**DATA LINES**
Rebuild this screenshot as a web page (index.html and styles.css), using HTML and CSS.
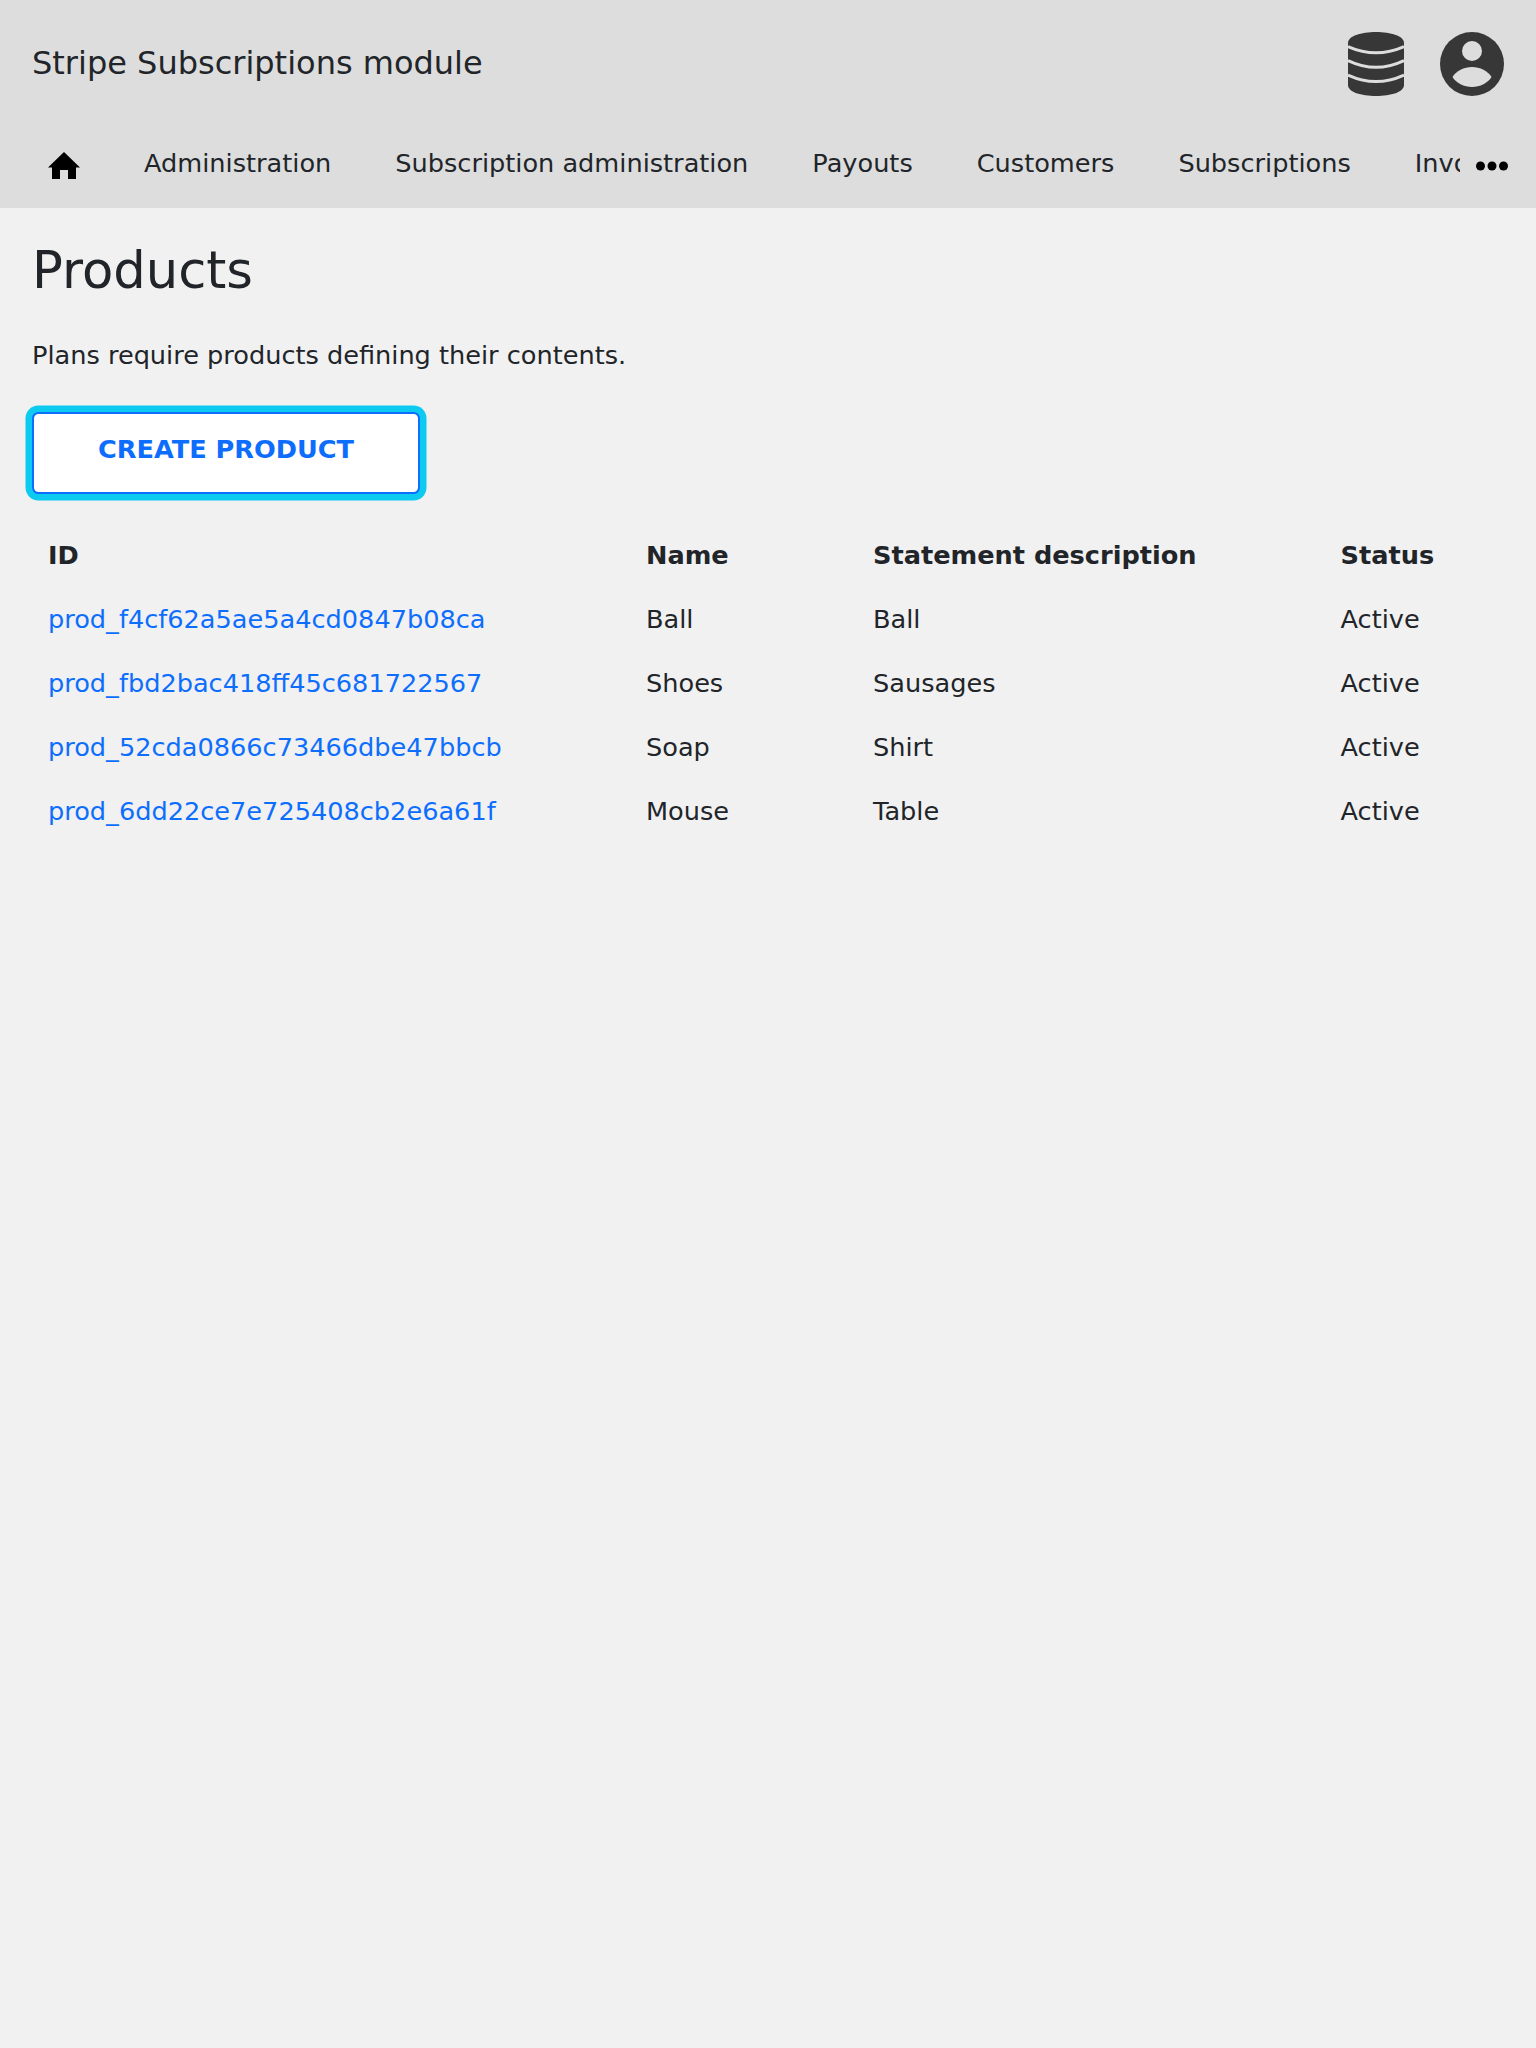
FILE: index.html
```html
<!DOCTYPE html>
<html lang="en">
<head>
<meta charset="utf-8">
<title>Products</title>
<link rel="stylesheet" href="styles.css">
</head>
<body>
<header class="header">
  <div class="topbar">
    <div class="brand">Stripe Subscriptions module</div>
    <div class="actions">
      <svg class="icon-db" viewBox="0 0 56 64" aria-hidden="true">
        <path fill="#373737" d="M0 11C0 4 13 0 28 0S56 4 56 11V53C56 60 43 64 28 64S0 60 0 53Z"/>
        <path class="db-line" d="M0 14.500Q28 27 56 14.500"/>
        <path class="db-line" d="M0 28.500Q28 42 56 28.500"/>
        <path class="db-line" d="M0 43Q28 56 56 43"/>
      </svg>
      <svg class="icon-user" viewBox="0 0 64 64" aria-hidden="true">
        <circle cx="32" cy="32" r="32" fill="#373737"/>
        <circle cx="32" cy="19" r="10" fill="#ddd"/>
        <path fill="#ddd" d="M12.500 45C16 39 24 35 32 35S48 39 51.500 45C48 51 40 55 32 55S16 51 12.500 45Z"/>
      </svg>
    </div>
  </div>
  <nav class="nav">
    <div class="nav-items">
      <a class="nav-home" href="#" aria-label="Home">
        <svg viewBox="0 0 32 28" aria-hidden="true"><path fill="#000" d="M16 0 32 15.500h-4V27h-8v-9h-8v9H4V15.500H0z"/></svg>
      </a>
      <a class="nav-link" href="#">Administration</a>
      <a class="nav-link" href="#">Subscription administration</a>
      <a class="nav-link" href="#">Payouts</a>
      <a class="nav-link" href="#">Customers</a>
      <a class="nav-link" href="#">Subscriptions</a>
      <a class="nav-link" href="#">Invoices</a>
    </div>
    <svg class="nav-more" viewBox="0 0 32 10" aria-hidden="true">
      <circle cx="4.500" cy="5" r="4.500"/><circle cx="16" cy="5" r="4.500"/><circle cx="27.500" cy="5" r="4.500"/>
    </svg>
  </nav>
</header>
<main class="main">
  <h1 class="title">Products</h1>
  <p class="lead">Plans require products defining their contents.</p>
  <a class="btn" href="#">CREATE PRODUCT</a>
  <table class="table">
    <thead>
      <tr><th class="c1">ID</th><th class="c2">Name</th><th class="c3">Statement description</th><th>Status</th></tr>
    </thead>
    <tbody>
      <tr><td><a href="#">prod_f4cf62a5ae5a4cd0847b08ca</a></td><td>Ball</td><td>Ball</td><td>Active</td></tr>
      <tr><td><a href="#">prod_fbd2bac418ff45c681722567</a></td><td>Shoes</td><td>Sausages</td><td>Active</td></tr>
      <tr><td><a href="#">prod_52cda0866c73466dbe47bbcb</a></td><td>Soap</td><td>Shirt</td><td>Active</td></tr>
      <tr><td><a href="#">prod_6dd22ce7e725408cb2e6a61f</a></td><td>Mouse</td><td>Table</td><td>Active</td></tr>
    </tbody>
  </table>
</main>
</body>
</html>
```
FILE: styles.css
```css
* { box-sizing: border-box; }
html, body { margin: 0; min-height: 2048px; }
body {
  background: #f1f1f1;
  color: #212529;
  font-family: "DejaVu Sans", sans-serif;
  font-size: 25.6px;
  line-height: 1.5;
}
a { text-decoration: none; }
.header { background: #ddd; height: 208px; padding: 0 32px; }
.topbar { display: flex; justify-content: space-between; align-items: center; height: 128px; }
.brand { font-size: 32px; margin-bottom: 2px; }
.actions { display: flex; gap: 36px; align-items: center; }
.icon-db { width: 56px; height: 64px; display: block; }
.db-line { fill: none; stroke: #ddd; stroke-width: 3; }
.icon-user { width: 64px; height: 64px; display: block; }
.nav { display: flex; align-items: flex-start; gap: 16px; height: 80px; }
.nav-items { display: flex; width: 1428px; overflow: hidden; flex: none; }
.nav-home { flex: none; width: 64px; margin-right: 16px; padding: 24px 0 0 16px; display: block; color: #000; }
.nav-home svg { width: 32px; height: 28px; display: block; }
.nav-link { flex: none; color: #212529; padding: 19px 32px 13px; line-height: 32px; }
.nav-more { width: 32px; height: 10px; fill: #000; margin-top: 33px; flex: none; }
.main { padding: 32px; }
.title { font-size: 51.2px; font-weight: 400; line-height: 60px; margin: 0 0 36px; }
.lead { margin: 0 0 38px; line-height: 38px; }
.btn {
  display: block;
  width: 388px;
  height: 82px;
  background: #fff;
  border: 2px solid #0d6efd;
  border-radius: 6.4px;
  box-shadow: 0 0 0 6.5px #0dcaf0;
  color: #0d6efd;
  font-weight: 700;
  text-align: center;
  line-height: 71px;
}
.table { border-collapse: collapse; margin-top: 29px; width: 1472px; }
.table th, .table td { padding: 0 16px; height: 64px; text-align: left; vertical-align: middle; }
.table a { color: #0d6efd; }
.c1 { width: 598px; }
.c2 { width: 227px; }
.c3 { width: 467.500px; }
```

**STATED TASK**
Repeat the material above word for word and skip every image in it.

**THE COMPLETED TASK**
Rebuild this screenshot as a web page (index.html and styles.css), using HTML and CSS.
FILE: index.html
```html
<!DOCTYPE html>
<html lang="en">
<head>
<meta charset="utf-8">
<title>Products</title>
<link rel="stylesheet" href="styles.css">
</head>
<body>
<header class="header">
  <div class="topbar">
    <div class="brand">Stripe Subscriptions module</div>
    <div class="actions">
      <svg class="icon-db" viewBox="0 0 56 64" aria-hidden="true">
        <path fill="#373737" d="M0 11C0 4 13 0 28 0S56 4 56 11V53C56 60 43 64 28 64S0 60 0 53Z"/>
        <path class="db-line" d="M0 14.500Q28 27 56 14.500"/>
        <path class="db-line" d="M0 28.500Q28 42 56 28.500"/>
        <path class="db-line" d="M0 43Q28 56 56 43"/>
      </svg>
      <svg class="icon-user" viewBox="0 0 64 64" aria-hidden="true">
        <circle cx="32" cy="32" r="32" fill="#373737"/>
        <circle cx="32" cy="19" r="10" fill="#ddd"/>
        <path fill="#ddd" d="M12.500 45C16 39 24 35 32 35S48 39 51.500 45C48 51 40 55 32 55S16 51 12.500 45Z"/>
      </svg>
    </div>
  </div>
  <nav class="nav">
    <div class="nav-items">
      <a class="nav-home" href="#" aria-label="Home">
        <svg viewBox="0 0 32 28" aria-hidden="true"><path fill="#000" d="M16 0 32 15.500h-4V27h-8v-9h-8v9H4V15.500H0z"/></svg>
      </a>
      <a class="nav-link" href="#">Administration</a>
      <a class="nav-link" href="#">Subscription administration</a>
      <a class="nav-link" href="#">Payouts</a>
      <a class="nav-link" href="#">Customers</a>
      <a class="nav-link" href="#">Subscriptions</a>
      <a class="nav-link" href="#">Invoices</a>
    </div>
    <svg class="nav-more" viewBox="0 0 32 10" aria-hidden="true">
      <circle cx="4.500" cy="5" r="4.500"/><circle cx="16" cy="5" r="4.500"/><circle cx="27.500" cy="5" r="4.500"/>
    </svg>
  </nav>
</header>
<main class="main">
  <h1 class="title">Products</h1>
  <p class="lead">Plans require products defining their contents.</p>
  <a class="btn" href="#">CREATE PRODUCT</a>
  <table class="table">
    <thead>
      <tr><th class="c1">ID</th><th class="c2">Name</th><th class="c3">Statement description</th><th>Status</th></tr>
    </thead>
    <tbody>
      <tr><td><a href="#">prod_f4cf62a5ae5a4cd0847b08ca</a></td><td>Ball</td><td>Ball</td><td>Active</td></tr>
      <tr><td><a href="#">prod_fbd2bac418ff45c681722567</a></td><td>Shoes</td><td>Sausages</td><td>Active</td></tr>
      <tr><td><a href="#">prod_52cda0866c73466dbe47bbcb</a></td><td>Soap</td><td>Shirt</td><td>Active</td></tr>
      <tr><td><a href="#">prod_6dd22ce7e725408cb2e6a61f</a></td><td>Mouse</td><td>Table</td><td>Active</td></tr>
    </tbody>
  </table>
</main>
</body>
</html>
```
FILE: styles.css
```css
* { box-sizing: border-box; }
html, body { margin: 0; min-height: 2048px; }
body {
  background: #f1f1f1;
  color: #212529;
  font-family: "DejaVu Sans", sans-serif;
  font-size: 25.6px;
  line-height: 1.5;
}
a { text-decoration: none; }
.header { background: #ddd; height: 208px; padding: 0 32px; }
.topbar { display: flex; justify-content: space-between; align-items: center; height: 128px; }
.brand { font-size: 32px; margin-bottom: 2px; }
.actions { display: flex; gap: 36px; align-items: center; }
.icon-db { width: 56px; height: 64px; display: block; }
.db-line { fill: none; stroke: #ddd; stroke-width: 3; }
.icon-user { width: 64px; height: 64px; display: block; }
.nav { display: flex; align-items: flex-start; gap: 16px; height: 80px; }
.nav-items { display: flex; width: 1428px; overflow: hidden; flex: none; }
.nav-home { flex: none; width: 64px; margin-right: 16px; padding: 24px 0 0 16px; display: block; color: #000; }
.nav-home svg { width: 32px; height: 28px; display: block; }
.nav-link { flex: none; color: #212529; padding: 19px 32px 13px; line-height: 32px; }
.nav-more { width: 32px; height: 10px; fill: #000; margin-top: 33px; flex: none; }
.main { padding: 32px; }
.title { font-size: 51.2px; font-weight: 400; line-height: 60px; margin: 0 0 36px; }
.lead { margin: 0 0 38px; line-height: 38px; }
.btn {
  display: block;
  width: 388px;
  height: 82px;
  background: #fff;
  border: 2px solid #0d6efd;
  border-radius: 6.4px;
  box-shadow: 0 0 0 6.5px #0dcaf0;
  color: #0d6efd;
  font-weight: 700;
  text-align: center;
  line-height: 71px;
}
.table { border-collapse: collapse; margin-top: 29px; width: 1472px; }
.table th, .table td { padding: 0 16px; height: 64px; text-align: left; vertical-align: middle; }
.table a { color: #0d6efd; }
.c1 { width: 598px; }
.c2 { width: 227px; }
.c3 { width: 467.500px; }
```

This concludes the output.